List all lines in the material below that contain "with".

══════

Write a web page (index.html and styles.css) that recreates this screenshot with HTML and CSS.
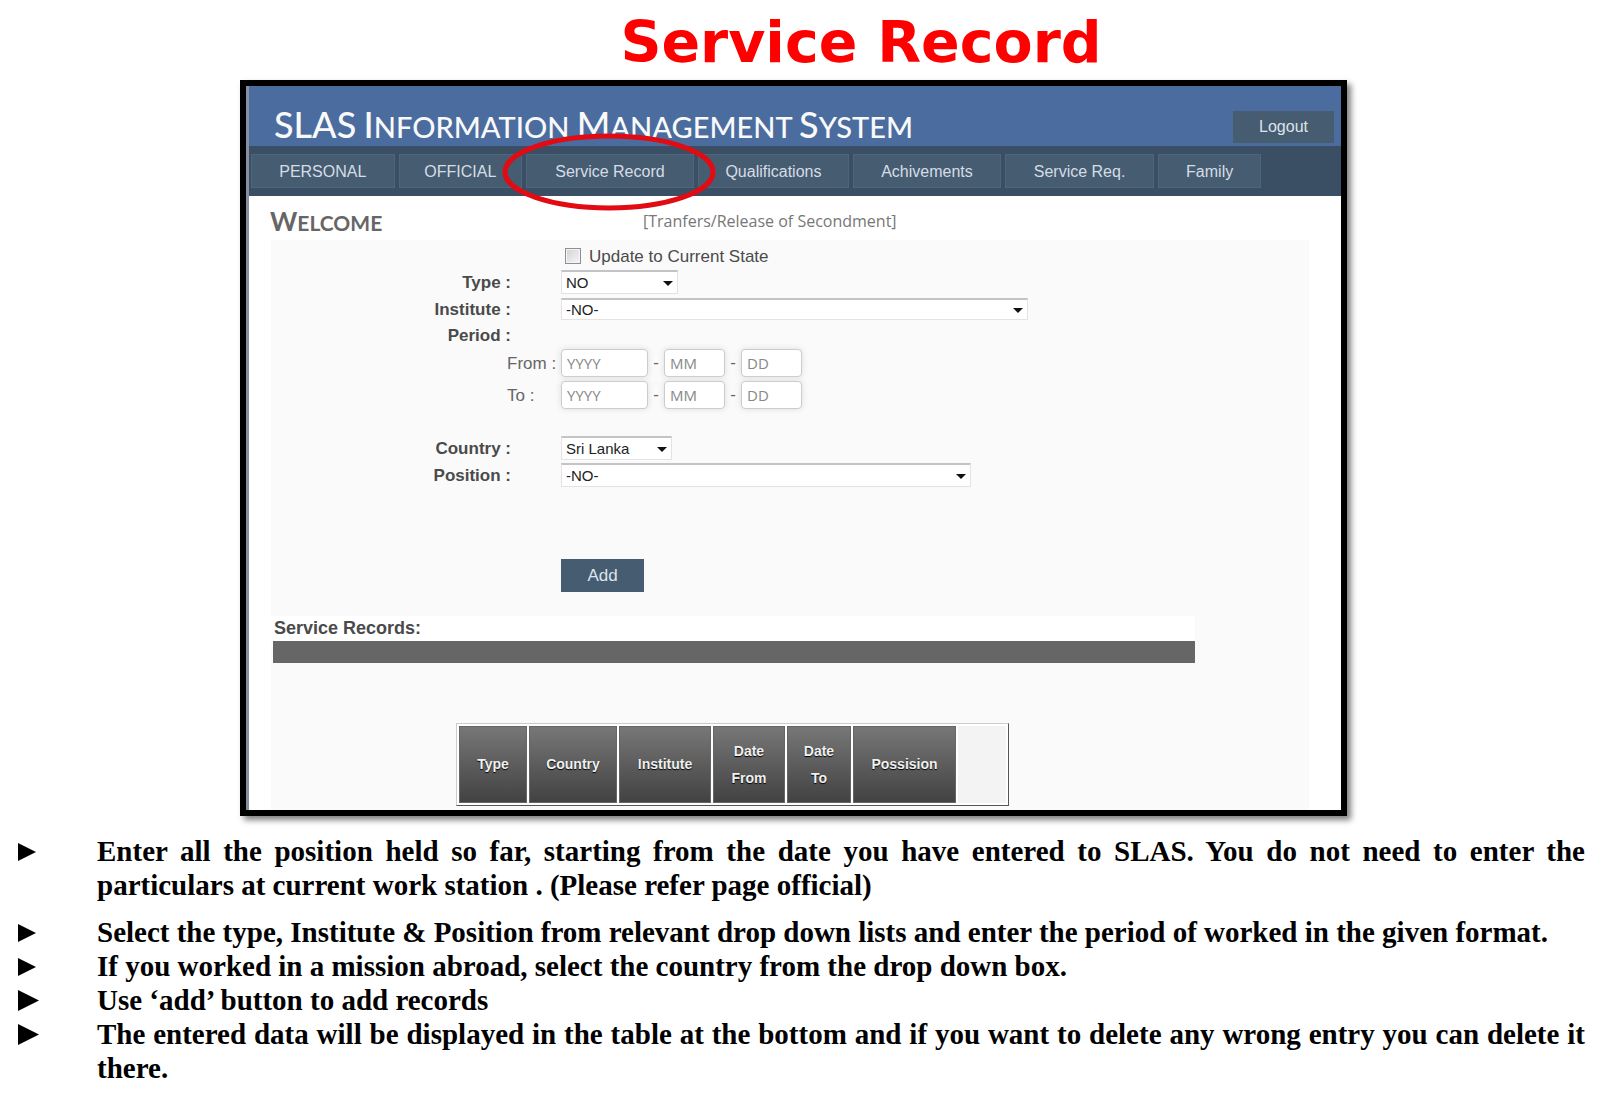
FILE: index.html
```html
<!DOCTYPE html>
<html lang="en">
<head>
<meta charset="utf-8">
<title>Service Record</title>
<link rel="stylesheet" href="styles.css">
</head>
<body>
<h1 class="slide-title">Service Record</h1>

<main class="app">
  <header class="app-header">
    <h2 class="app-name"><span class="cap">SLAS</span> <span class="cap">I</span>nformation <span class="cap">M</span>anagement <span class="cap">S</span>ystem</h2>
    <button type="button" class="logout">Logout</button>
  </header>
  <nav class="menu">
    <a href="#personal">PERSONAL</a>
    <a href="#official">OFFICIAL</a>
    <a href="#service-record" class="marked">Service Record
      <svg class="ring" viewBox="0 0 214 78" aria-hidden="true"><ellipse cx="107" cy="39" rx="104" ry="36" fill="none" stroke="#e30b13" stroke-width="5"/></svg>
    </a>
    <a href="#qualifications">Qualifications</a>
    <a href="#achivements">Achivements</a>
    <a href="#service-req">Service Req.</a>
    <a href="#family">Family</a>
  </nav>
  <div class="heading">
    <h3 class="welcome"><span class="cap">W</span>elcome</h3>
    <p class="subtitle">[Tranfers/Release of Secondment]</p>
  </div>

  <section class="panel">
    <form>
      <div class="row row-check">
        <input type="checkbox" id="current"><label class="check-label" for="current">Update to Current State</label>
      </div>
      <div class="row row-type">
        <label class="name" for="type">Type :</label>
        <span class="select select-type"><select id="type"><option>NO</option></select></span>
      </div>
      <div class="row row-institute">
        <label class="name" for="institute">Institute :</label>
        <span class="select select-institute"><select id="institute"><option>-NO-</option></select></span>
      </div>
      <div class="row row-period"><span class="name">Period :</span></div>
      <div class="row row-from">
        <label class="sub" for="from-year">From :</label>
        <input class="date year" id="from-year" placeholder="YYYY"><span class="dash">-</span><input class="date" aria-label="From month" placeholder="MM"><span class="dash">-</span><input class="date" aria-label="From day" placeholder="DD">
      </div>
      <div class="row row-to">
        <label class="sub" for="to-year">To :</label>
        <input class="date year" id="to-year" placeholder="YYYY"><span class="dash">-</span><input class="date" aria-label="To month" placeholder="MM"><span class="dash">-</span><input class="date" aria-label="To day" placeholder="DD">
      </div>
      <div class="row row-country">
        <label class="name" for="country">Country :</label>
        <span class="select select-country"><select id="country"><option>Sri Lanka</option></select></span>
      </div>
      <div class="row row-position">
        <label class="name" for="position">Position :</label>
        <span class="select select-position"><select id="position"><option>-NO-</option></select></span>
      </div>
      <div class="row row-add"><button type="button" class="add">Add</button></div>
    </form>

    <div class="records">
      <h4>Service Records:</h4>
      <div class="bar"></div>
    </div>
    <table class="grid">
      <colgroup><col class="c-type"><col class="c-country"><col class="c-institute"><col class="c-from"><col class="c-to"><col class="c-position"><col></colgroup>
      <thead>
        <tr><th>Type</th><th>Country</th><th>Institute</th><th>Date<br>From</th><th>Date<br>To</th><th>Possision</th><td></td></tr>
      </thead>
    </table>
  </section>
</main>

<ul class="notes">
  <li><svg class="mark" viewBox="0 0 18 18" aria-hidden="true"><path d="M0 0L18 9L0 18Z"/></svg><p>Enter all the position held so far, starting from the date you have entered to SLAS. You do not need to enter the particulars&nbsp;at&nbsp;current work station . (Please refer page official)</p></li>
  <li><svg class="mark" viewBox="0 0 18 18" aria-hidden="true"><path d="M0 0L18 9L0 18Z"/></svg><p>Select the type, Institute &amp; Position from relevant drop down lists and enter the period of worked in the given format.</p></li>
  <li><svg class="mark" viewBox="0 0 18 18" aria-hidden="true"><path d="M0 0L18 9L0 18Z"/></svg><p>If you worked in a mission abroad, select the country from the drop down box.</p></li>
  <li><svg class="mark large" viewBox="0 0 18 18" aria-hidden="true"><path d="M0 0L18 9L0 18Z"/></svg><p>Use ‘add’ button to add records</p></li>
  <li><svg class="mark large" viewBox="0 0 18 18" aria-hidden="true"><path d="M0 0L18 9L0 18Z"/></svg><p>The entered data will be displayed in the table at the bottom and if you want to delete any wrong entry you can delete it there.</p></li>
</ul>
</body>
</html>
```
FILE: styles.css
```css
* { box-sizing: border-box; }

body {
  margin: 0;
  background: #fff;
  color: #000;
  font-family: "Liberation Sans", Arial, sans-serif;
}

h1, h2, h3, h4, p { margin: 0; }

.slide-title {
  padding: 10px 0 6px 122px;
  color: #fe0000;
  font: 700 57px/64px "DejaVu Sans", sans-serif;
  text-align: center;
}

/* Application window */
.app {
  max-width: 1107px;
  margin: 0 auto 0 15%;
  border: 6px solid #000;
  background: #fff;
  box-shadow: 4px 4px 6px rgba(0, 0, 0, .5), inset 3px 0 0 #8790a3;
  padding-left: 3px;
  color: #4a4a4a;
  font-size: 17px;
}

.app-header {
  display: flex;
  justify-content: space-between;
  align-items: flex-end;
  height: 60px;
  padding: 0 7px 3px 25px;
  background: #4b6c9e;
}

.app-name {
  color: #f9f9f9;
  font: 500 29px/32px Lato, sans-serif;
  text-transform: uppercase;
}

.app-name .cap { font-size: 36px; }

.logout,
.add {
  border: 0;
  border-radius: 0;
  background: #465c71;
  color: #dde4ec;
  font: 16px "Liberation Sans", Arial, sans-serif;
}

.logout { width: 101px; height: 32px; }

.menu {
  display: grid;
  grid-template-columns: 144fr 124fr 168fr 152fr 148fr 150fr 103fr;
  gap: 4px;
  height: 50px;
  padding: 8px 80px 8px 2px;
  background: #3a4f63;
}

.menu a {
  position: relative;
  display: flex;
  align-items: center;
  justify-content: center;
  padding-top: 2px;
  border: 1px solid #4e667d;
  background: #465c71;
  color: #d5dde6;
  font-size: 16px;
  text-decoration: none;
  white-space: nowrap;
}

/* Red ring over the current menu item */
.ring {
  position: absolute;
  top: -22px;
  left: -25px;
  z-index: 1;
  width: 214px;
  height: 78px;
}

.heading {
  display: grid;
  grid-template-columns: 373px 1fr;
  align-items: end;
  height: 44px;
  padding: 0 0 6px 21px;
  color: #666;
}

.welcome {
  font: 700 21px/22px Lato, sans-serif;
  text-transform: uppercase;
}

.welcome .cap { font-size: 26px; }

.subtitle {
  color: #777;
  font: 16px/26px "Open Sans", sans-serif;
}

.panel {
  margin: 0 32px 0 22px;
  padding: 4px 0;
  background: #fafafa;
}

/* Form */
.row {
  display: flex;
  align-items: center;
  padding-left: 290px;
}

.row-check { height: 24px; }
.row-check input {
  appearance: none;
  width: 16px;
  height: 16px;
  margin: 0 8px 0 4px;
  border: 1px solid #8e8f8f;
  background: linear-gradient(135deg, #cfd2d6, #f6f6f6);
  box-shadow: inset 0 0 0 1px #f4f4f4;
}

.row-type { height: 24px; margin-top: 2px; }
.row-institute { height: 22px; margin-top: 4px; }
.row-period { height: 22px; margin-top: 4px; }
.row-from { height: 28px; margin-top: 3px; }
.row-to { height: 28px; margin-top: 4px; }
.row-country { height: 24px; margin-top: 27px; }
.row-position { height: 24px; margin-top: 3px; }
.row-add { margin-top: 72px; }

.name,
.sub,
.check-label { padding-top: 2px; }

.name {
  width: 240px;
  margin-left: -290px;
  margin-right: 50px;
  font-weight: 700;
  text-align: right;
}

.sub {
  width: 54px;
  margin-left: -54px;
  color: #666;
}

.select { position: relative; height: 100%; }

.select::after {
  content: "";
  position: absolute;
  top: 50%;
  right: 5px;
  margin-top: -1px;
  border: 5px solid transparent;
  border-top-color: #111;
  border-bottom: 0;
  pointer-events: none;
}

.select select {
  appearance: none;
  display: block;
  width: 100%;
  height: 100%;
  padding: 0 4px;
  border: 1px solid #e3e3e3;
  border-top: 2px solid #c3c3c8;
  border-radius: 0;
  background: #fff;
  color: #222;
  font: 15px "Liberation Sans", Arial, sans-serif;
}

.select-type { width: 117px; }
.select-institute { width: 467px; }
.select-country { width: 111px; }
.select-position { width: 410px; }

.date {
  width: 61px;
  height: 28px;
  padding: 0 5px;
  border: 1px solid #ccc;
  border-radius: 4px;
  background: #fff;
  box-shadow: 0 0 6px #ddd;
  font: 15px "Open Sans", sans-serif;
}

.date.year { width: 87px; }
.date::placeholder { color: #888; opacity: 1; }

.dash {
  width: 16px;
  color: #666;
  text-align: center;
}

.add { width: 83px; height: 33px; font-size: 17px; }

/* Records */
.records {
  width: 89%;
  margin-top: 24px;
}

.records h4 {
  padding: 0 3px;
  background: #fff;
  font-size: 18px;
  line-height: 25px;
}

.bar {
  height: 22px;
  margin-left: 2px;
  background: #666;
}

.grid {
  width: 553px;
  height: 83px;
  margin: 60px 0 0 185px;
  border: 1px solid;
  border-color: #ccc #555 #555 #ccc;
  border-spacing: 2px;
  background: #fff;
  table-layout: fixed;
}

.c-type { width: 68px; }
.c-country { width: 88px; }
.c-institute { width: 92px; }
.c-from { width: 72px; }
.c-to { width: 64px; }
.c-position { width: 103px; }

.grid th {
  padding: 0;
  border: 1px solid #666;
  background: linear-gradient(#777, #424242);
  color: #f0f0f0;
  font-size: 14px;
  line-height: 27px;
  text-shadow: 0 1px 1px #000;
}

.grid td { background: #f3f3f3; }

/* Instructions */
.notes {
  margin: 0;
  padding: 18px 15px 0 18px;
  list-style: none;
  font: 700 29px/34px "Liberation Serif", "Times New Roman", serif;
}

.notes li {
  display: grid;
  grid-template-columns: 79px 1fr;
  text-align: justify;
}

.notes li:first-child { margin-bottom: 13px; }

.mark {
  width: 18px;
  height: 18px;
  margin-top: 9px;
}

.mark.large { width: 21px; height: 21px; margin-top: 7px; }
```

══════

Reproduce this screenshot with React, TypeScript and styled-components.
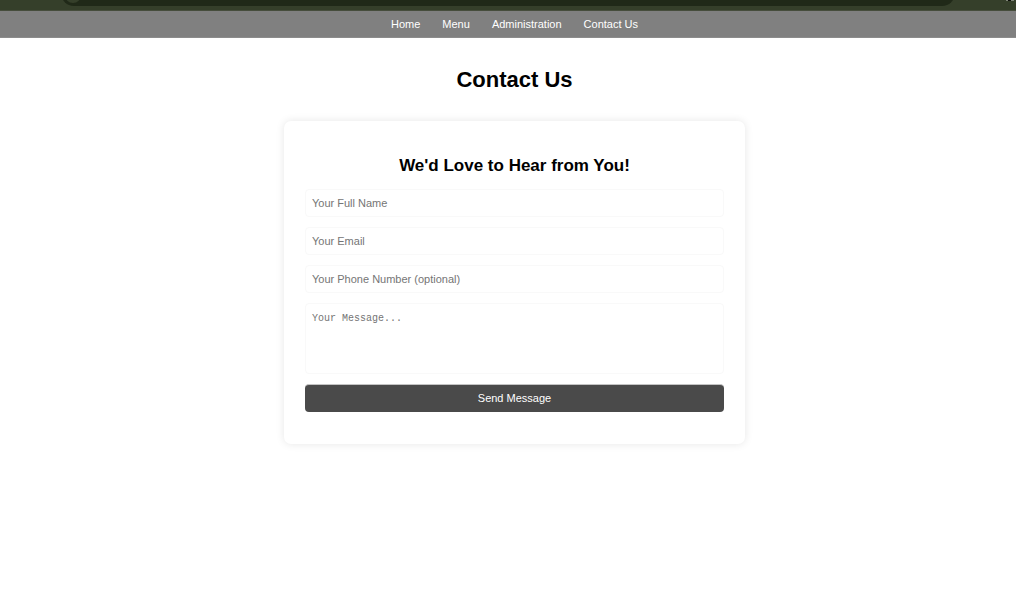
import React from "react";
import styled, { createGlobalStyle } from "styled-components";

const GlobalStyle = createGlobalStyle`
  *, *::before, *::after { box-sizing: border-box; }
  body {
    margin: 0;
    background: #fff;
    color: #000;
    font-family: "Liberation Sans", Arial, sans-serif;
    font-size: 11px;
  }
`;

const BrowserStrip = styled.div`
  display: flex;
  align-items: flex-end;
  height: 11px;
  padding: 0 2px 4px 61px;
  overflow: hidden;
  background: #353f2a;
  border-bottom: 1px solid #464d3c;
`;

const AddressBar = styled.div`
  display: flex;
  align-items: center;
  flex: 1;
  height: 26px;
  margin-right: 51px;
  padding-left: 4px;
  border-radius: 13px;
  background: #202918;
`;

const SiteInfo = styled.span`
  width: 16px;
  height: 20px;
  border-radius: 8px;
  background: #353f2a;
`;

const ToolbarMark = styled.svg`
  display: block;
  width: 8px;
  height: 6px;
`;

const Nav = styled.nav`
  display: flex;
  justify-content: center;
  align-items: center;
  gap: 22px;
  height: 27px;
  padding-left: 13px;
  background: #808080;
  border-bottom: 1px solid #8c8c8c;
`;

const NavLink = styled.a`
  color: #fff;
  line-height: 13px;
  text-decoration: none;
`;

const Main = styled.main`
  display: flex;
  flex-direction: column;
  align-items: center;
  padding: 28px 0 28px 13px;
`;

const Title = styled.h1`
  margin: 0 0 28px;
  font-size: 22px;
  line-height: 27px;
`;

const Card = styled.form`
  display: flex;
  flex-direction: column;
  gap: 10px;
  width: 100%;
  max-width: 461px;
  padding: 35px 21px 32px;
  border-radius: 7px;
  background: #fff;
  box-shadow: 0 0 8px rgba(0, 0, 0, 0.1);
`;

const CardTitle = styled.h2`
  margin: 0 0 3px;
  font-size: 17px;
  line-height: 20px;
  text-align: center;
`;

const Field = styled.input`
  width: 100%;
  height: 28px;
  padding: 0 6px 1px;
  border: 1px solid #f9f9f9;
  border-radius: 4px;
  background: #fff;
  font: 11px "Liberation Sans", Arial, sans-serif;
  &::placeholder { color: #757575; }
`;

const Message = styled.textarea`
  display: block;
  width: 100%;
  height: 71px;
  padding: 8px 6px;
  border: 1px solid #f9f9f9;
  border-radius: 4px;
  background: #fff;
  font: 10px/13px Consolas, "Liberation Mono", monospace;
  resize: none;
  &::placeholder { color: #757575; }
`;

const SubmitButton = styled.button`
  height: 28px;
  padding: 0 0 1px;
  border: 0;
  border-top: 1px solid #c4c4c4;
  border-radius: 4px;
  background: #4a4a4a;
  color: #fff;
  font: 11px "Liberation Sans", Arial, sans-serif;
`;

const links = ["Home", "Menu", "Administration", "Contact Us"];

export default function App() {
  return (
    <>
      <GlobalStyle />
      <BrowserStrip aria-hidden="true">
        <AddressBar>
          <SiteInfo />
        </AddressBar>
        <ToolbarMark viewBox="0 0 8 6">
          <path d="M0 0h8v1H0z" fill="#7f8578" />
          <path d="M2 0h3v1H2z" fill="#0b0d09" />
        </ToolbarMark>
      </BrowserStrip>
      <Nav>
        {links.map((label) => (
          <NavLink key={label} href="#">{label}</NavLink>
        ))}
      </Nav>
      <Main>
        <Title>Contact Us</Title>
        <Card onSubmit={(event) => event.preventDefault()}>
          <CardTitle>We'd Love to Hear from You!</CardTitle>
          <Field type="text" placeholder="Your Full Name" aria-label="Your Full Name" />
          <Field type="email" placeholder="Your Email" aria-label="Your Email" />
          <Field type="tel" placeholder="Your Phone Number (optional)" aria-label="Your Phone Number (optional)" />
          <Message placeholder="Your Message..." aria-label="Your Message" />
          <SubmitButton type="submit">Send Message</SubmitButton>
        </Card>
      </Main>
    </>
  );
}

══════

ANSWER IN FULL:
Write a web page (index.html and styles.css) that recreates this screenshot with HTML and CSS.
Reproduce this screenshot with React, TypeScript and styled-components.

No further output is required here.